第5話 顛末
両親とサリーはしばらく玄関で抱き合って、再会を喜んでいた。
やがて、長時間客を玄関に立たせていたと、二人が気が付いて、母親がサリーの手を引いて、親族の待つリビングに連れて行った。リビングでは歓声が上がっていた。
父親はデニスに尋ねた。
「君の会社はいよいよ生身の人間を作れるようになったのか?」
父親は笑いながら言った。そうだ・・・あれはサリーじゃない。だって、サリーは本当に12歳の時に亡くなって、墓地に埋葬したからだ。自分たちの目の前で。あの墓を掘り起こしたって、サリーが生き返ることなんかない。今の医療ではそんなことは不可能だ。

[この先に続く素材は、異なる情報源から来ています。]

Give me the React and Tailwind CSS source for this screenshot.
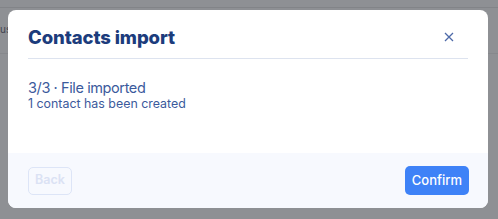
export default function App() {
  return (
    <div className="relative w-[498px] h-[219px] overflow-hidden bg-[#8e9094] font-['Inter',sans-serif]">
      {/* page behind the overlay */}
      <div className="absolute inset-x-0 top-[7px] h-px bg-[#828488]" />
      <div className="absolute left-0 top-[22px] text-[10px] text-[#3f4450]">us</div>
      <div className="absolute inset-x-0 top-[53px] h-px bg-[#86888c]" />

      <div className="absolute left-[8px] top-[10px] w-[480px] h-[198px] rounded-[8px] bg-white overflow-hidden flex flex-col">
        <div className="mx-[20px] h-[49px] flex items-center justify-between border-b border-[#dde3ef]">
          <h1 className="text-[18.5px] font-extrabold text-[#1c3c7c] tracking-[-0.1px] pt-[7px]">Contacts import</h1>
          <button className="mr-[14px] mt-[6px] text-[#4e6aa8]">
            <svg width="10" height="10" viewBox="0 0 10 10" fill="none" stroke="currentColor" strokeWidth="1.3">
              <path d="M1 1l8 8M9 1l-8 8" />
            </svg>
          </button>
        </div>
        <div className="flex-1 px-[20px] pt-[20px]">
          <p className="text-[14.5px] leading-[18px] tracking-[-0.4px] text-[#3b5a9c]">3/3 · File imported</p>
          <p className="text-[12.4px] leading-[14px] text-[#3b5a9c]">1 contact has been created</p>
        </div>
        <div className="h-[55px] bg-[#f7f9fe] flex items-center justify-between pl-[20px] pr-[19px]">
          <button className="h-[28px] px-[6px] rounded-[5px] border border-[#dde5f7] text-[12.5px] font-semibold text-[#dbe2f4]">
            Back
          </button>
          <button className="h-[29px] px-[7px] rounded-[5px] bg-[#3e82f7] text-[13px] font-medium text-white">
            Confirm
          </button>
        </div>
      </div>
    </div>
  );
}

「みんなに言うべきじゃないかもしれない・・・君だけに真実を話すから、その後どうするかは、君が判断してくれ」
父親とデニスはキッチンに行った。
「遠くから来てくれて本当にありがとう・・・忙しいのに・・・」
父親はデニスに感謝の気持ちを述べて、大事にしていた高級な酒をふるまった。
デニスは自分がすごくいいことをしているのか、または逆のことをしているのか自信が亡くなっていた。
「ありがとう・・・。実はね・・・」
デニスは話し始めた。
6年前に、デニスはサリーと一緒に彼女のアバターを作る作業に取り掛かった。その時、サリーはその6年前にすでに自分のアバターが作られていたことに気が付いたんだ。

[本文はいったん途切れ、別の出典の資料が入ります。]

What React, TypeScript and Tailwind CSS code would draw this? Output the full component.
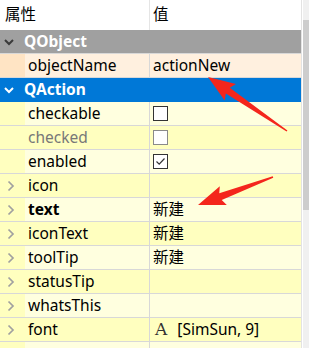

そして、サリーの強い希望で、自身のアバターと対面した。そこにいたのは、6歳の時の自分だった。画面の中に閉じ込められている。かわいいけど、まるで氷づけの魚のように、永遠に姿を変えない自分だった。そんな境遇なのに、ずっと笑顔でテンションが高い。不自然で不気味だった。AIの技術はすごいけど、人間らしさがなかった。完全な作りものだ。
幼い時の姿を永遠にとどめたところで、両親の悲しみが言えるとは思えない・・・と、サリーはデニスに言った。

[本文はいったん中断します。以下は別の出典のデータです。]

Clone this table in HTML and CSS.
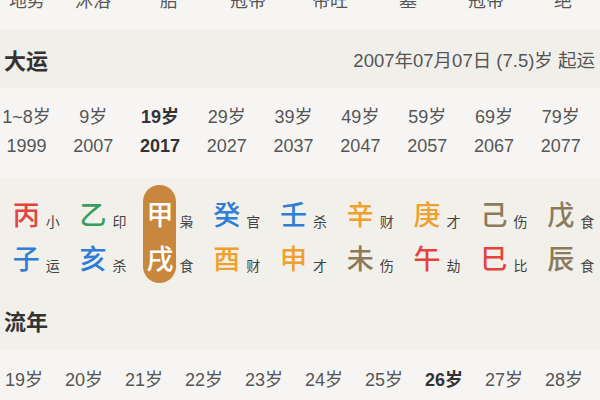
FILE: index.html
```html
<!DOCTYPE html>
<html lang="zh">
<head>
<meta charset="utf-8">
<link rel="stylesheet" href="styles.css">
</head>
<body>
<div class="page">
  <div class="top-strip">
    <span>地势</span><span>沐浴</span><span>胎</span><span>冠带</span><span>帝旺</span><span>墓</span><span>冠带</span><span>绝</span>
  </div>

  <div class="sec-head">
    <span class="sec-title">大运</span>
    <span class="sec-note">2007年07月07日 (7.5)岁 起运</span>
  </div>

  <div class="dy-rows">
    <div class="dy-grid">
      <span>1~8岁</span><span>9岁</span><span class="cur">19岁</span><span>29岁</span><span>39岁</span><span>49岁</span><span>59岁</span><span>69岁</span><span>79岁</span>
    </div>
    <div class="dy-grid">
      <span>1999</span><span>2007</span><span class="cur">2017</span><span>2027</span><span>2037</span><span>2047</span><span>2057</span><span>2067</span><span>2077</span>
    </div>
  </div>

  <div class="pillars">
    <div class="pillar">
      <div class="chars"><span class="c-red">丙</span><span class="c-blue">子</span></div>
      <div class="labels"><span>小</span><span>运</span></div>
    </div>
    <div class="pillar">
      <div class="chars"><span class="c-green">乙</span><span class="c-blue">亥</span></div>
      <div class="labels"><span>印</span><span>杀</span></div>
    </div>
    <div class="pillar">
      <div class="chars active"><span>甲</span><span>戌</span></div>
      <div class="labels"><span>枭</span><span>食</span></div>
    </div>
    <div class="pillar">
      <div class="chars"><span class="c-blue">癸</span><span class="c-orange">酉</span></div>
      <div class="labels"><span>官</span><span>财</span></div>
    </div>
    <div class="pillar">
      <div class="chars"><span class="c-blue">壬</span><span class="c-orange">申</span></div>
      <div class="labels"><span>杀</span><span>才</span></div>
    </div>
    <div class="pillar">
      <div class="chars"><span class="c-orange">辛</span><span class="c-brown">未</span></div>
      <div class="labels"><span>财</span><span>伤</span></div>
    </div>
    <div class="pillar">
      <div class="chars"><span class="c-orange">庚</span><span class="c-red">午</span></div>
      <div class="labels"><span>才</span><span>劫</span></div>
    </div>
    <div class="pillar">
      <div class="chars"><span class="c-brown">己</span><span class="c-red">巳</span></div>
      <div class="labels"><span>伤</span><span>比</span></div>
    </div>
    <div class="pillar">
      <div class="chars"><span class="c-brown">戊</span><span class="c-brown">辰</span></div>
      <div class="labels"><span>食</span><span>食</span></div>
    </div>
  </div>

  <div class="sec-head sec-head-ln">
    <span class="sec-title">流年</span>
  </div>

  <div class="ln-rows">
    <div class="ln-grid">
      <span>19岁</span><span>20岁</span><span>21岁</span><span>22岁</span><span>23岁</span><span>24岁</span><span>25岁</span><span class="cur">26岁</span><span>27岁</span><span>28岁</span>
    </div>
  </div>
</div>
</body>
</html>
```

FILE: styles.css
```css
html, body {
  margin: 0;
  padding: 0;
}
body {
  width: 600px;
  height: 400px;
  overflow: hidden;
  background: #f6f5f2;
  font-family: "Liberation Sans", "Noto Sans CJK SC", sans-serif;
  color: #555;
}
.page {
  width: 600px;
  overflow: hidden;
}

.top-strip {
  margin-top: -13px;
  height: 42px;
  display: grid;
  grid-template-columns: 54px 78px 74px 84px 80px 76px 80px 74px;
  line-height: 28px;
  font-size: 18px;
  text-align: center;
  background: #f6f5f2;
  color: #555;
}

.sec-head {
  height: 59px;
  background: #f1efea;
  display: flex;
  align-items: center;
  justify-content: space-between;
  padding: 0 5px 0 4px;
}
.sec-title {
  font-size: 22px;
  font-weight: bold;
  color: #333;
  font-family: "Noto Sans CJK SC", sans-serif;
}
.sec-note {
  font-size: 18.5px;
  color: #555;
}
.sec-head-ln {
  height: 60px;
  background: #f2f0eb;
}

.dy-rows {
  background: #f6f5f3;
  padding: 15px 0 17px;
}
.dy-grid {
  display: grid;
  grid-template-columns: repeat(9, 66.8px);
  margin-left: -7px;
  line-height: 29px;
  font-size: 18px;
  text-align: center;
  white-space: nowrap;
}
.cur {
  font-weight: bold;
  color: #333;
}

.pillars {
  background: #f2f0eb;
  display: grid;
  grid-template-columns: repeat(9, 66.8px);
  margin-left: -7px;
  padding: 7px 0 7px;
  font-family: "Noto Sans CJK SC", sans-serif;
}
.pillar {
  display: grid;
  grid-template-columns: 1fr 33px 1fr;
}
.chars {
  grid-column: 2;
  display: flex;
  flex-direction: column;
  align-items: center;
  padding: 7px 0 3px;
  border-radius: 17px;
}
.chars span {
  height: 44px;
  line-height: 44px;
  font-size: 27px;
  font-weight: 500;
}
.chars.active {
  background: #c8873c;
  color: #fff;
}
.labels {
  grid-column: 3;
  display: flex;
  flex-direction: column;
  padding: 7px 0 3px 3px;
}
.labels span {
  height: 44px;
  line-height: 44px;
  font-size: 14px;
  color: #444;
  transform: translateY(7px);
}
.c-red { color: #e4443d; }
.c-green { color: #3a9d5d; }
.c-blue { color: #2f7dd6; }
.c-orange { color: #efa02e; }
.c-brown { color: #8c7b5b; }

.ln-rows {
  background: #f6f5f3;
  padding: 16px 0 10px;
}
.ln-grid {
  display: grid;
  grid-template-columns: repeat(10, 60px);
  margin-left: -6px;
  line-height: 29px;
  font-size: 18px;
  text-align: center;
  white-space: nowrap;
}
```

デニスははっとした。その時、彼はイタリアにある世界一美しいミイラのことを思い出した。1920年に2歳で亡くなった少女がいた。悲しみに暮れた両親は、当時エンバーミングという遺体防腐処理で著名だった医師に依頼して、その美しさを永遠にとどめようとした。
その少女は現在でも、生きているように美しい。ただ眠っているだけのようだ。ミイラと言ってもエジプトの物と違って、まるで蝋人形みたいなんだ。
最初のうち、両親は少女に頻繁に会いに行っていたが、やがて行かなくなってしまったそうだ。永遠に変わらない美しさは、永遠に消えない悲しみをもたらした・・・。
生きていたら毎日子供は変化する。
しかし、少女はずっと2歳のままだ。毎回、両親は娘がすでに亡くなったという事実、もう娘に何もしてあげられないという現実を突きつけられたのだ。
AIのアバターにも同じことが起きるはずだ。
そうだ・・・アバターを成長させていけばいいんだ・・・。
デニスは閃いた。最新のニュースやトレンド、家族のこともAIに教えて、知識や会話のバリエーションを増やす。それに、顔も変えて行く・・・。
そうやって、案を練っている間に閃いたのだ。
似た女の子とすり替えてしまおうと。
デニスはサリーや家族に似た、白人の女の子を探した。年齢が近く、身寄りのない子を。そして、ちょうど最適な子を見つけたのだ。名前はアマンダ。彼女に自分のプロジェクトを説明して協力を仰いだ。アマンダは快諾した。彼女は両親が亡くなっていて、孤児だったからだ。兄弟もいない。アマンダはサリーの家族を本当に愛した。ずっと会いたいと思っていた・・・でも、自分が本当はサリーでないということを告げるのが怖かった。家族を失望させてしまうからだ・・・。
しかし、大学に入った年に、デニスが誕生日パーティーに招かれたことで家族に会ってみることにした。
みなさんは、この後、この家族はどうなったと思うだろうか?
きっと、みなさんの想像通りになってるだろう・・・。
一番いい形で、孤児の女の子と、娘を亡くした家族は合流したんだ。
アマンダはサリーじゃなく、アマンダという一家の新たな娘になった。
住んでいる所は遠いけど、彼らは本当の家族だ。